BEGIN Exercise inputs

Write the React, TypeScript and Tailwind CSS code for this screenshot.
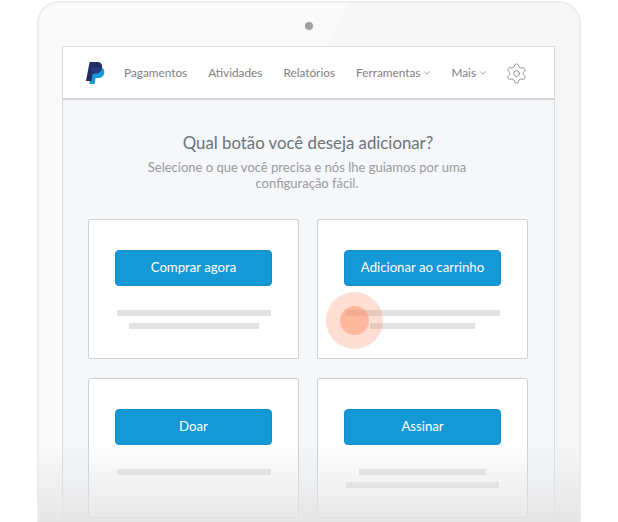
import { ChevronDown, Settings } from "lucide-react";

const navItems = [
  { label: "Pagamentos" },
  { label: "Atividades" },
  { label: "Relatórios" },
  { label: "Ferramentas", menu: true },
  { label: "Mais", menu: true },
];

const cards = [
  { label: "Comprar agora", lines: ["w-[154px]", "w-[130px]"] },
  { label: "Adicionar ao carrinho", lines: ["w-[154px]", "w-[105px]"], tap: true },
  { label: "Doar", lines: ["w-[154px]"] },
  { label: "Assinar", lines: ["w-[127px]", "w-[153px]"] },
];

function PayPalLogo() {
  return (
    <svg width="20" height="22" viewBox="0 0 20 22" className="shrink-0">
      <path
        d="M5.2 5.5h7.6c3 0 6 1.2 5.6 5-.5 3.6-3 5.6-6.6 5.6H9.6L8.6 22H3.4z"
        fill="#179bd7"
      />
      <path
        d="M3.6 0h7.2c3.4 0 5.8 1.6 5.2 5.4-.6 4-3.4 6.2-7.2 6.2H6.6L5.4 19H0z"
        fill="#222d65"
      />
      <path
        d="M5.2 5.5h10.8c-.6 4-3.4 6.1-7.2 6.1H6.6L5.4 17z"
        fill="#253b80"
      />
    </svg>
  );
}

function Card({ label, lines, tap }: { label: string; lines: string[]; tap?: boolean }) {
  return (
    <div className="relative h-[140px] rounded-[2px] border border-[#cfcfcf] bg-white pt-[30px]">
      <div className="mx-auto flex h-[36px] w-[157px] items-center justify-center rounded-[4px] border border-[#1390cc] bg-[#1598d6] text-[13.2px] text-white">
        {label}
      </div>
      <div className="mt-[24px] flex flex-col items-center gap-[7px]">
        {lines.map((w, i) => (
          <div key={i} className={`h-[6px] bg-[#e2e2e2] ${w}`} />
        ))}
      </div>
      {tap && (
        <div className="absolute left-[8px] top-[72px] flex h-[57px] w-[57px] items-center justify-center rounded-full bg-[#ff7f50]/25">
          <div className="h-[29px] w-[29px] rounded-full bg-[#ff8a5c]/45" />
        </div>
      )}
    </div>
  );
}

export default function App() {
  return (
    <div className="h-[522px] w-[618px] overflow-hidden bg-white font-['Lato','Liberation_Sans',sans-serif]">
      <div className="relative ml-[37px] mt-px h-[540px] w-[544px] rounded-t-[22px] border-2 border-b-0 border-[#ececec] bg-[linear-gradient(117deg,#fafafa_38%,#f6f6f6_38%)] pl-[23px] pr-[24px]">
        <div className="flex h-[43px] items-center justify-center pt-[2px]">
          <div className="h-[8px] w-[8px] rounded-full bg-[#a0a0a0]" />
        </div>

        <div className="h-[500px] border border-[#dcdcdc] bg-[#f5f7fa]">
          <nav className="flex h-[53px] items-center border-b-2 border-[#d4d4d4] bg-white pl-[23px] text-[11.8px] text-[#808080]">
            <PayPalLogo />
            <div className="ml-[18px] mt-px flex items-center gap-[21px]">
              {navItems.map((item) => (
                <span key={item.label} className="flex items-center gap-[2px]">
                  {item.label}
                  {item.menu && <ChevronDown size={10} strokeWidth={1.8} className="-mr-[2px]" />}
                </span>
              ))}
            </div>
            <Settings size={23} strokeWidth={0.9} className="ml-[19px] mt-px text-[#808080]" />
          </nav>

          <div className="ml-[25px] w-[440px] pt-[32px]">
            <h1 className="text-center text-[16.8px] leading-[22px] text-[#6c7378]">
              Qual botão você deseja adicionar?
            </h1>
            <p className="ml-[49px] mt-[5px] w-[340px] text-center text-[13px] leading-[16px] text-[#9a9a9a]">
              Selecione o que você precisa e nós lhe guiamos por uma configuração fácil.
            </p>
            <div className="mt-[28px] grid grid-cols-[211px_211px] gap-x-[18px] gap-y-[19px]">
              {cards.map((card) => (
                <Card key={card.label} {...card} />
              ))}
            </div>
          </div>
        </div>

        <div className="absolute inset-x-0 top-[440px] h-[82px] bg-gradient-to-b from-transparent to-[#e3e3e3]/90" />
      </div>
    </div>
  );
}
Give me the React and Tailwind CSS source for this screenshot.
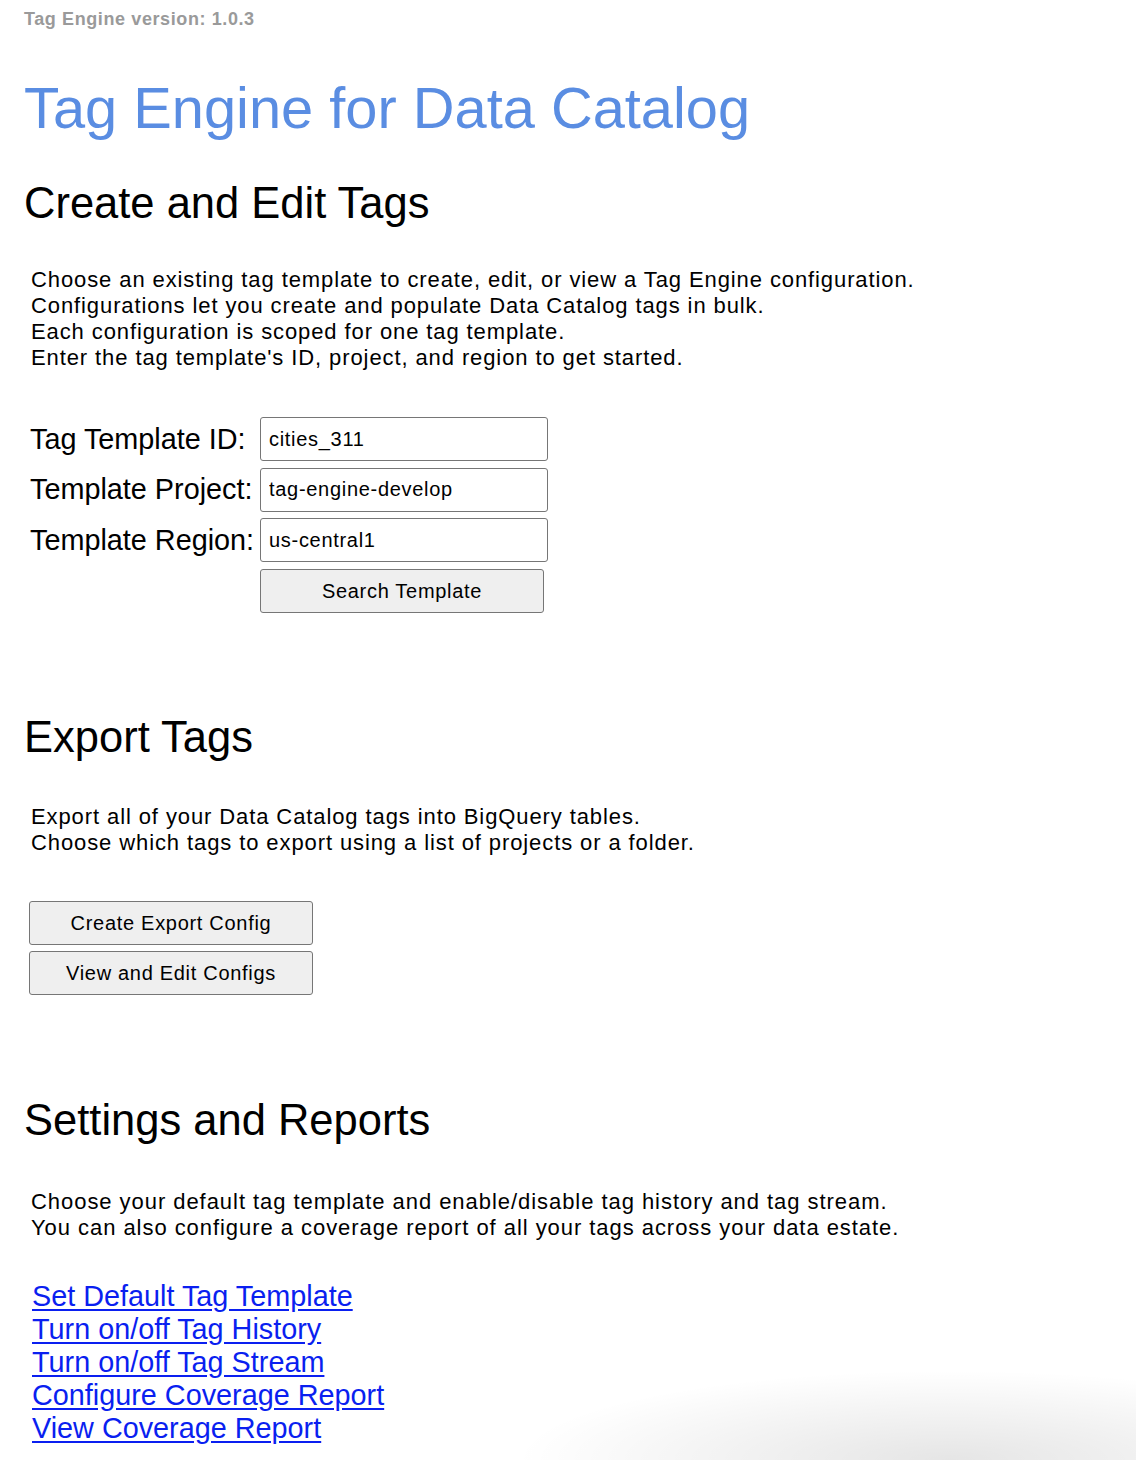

END Exercise inputs

Without including any pictures, print each record exactly.

Write the React, TypeScript and Tailwind CSS code for this screenshot.
import { ChevronDown, Settings } from "lucide-react";

const navItems = [
  { label: "Pagamentos" },
  { label: "Atividades" },
  { label: "Relatórios" },
  { label: "Ferramentas", menu: true },
  { label: "Mais", menu: true },
];

const cards = [
  { label: "Comprar agora", lines: ["w-[154px]", "w-[130px]"] },
  { label: "Adicionar ao carrinho", lines: ["w-[154px]", "w-[105px]"], tap: true },
  { label: "Doar", lines: ["w-[154px]"] },
  { label: "Assinar", lines: ["w-[127px]", "w-[153px]"] },
];

function PayPalLogo() {
  return (
    <svg width="20" height="22" viewBox="0 0 20 22" className="shrink-0">
      <path
        d="M5.2 5.5h7.6c3 0 6 1.2 5.6 5-.5 3.6-3 5.6-6.6 5.6H9.6L8.6 22H3.4z"
        fill="#179bd7"
      />
      <path
        d="M3.6 0h7.2c3.4 0 5.8 1.6 5.2 5.4-.6 4-3.4 6.2-7.2 6.2H6.6L5.4 19H0z"
        fill="#222d65"
      />
      <path
        d="M5.2 5.5h10.8c-.6 4-3.4 6.1-7.2 6.1H6.6L5.4 17z"
        fill="#253b80"
      />
    </svg>
  );
}

function Card({ label, lines, tap }: { label: string; lines: string[]; tap?: boolean }) {
  return (
    <div className="relative h-[140px] rounded-[2px] border border-[#cfcfcf] bg-white pt-[30px]">
      <div className="mx-auto flex h-[36px] w-[157px] items-center justify-center rounded-[4px] border border-[#1390cc] bg-[#1598d6] text-[13.2px] text-white">
        {label}
      </div>
      <div className="mt-[24px] flex flex-col items-center gap-[7px]">
        {lines.map((w, i) => (
          <div key={i} className={`h-[6px] bg-[#e2e2e2] ${w}`} />
        ))}
      </div>
      {tap && (
        <div className="absolute left-[8px] top-[72px] flex h-[57px] w-[57px] items-center justify-center rounded-full bg-[#ff7f50]/25">
          <div className="h-[29px] w-[29px] rounded-full bg-[#ff8a5c]/45" />
        </div>
      )}
    </div>
  );
}

export default function App() {
  return (
    <div className="h-[522px] w-[618px] overflow-hidden bg-white font-['Lato','Liberation_Sans',sans-serif]">
      <div className="relative ml-[37px] mt-px h-[540px] w-[544px] rounded-t-[22px] border-2 border-b-0 border-[#ececec] bg-[linear-gradient(117deg,#fafafa_38%,#f6f6f6_38%)] pl-[23px] pr-[24px]">
        <div className="flex h-[43px] items-center justify-center pt-[2px]">
          <div className="h-[8px] w-[8px] rounded-full bg-[#a0a0a0]" />
        </div>

        <div className="h-[500px] border border-[#dcdcdc] bg-[#f5f7fa]">
          <nav className="flex h-[53px] items-center border-b-2 border-[#d4d4d4] bg-white pl-[23px] text-[11.8px] text-[#808080]">
            <PayPalLogo />
            <div className="ml-[18px] mt-px flex items-center gap-[21px]">
              {navItems.map((item) => (
                <span key={item.label} className="flex items-center gap-[2px]">
                  {item.label}
                  {item.menu && <ChevronDown size={10} strokeWidth={1.8} className="-mr-[2px]" />}
                </span>
              ))}
            </div>
            <Settings size={23} strokeWidth={0.9} className="ml-[19px] mt-px text-[#808080]" />
          </nav>

          <div className="ml-[25px] w-[440px] pt-[32px]">
            <h1 className="text-center text-[16.8px] leading-[22px] text-[#6c7378]">
              Qual botão você deseja adicionar?
            </h1>
            <p className="ml-[49px] mt-[5px] w-[340px] text-center text-[13px] leading-[16px] text-[#9a9a9a]">
              Selecione o que você precisa e nós lhe guiamos por uma configuração fácil.
            </p>
            <div className="mt-[28px] grid grid-cols-[211px_211px] gap-x-[18px] gap-y-[19px]">
              {cards.map((card) => (
                <Card key={card.label} {...card} />
              ))}
            </div>
          </div>
        </div>

        <div className="absolute inset-x-0 top-[440px] h-[82px] bg-gradient-to-b from-transparent to-[#e3e3e3]/90" />
      </div>
    </div>
  );
}
Give me the React and Tailwind CSS source for this screenshot.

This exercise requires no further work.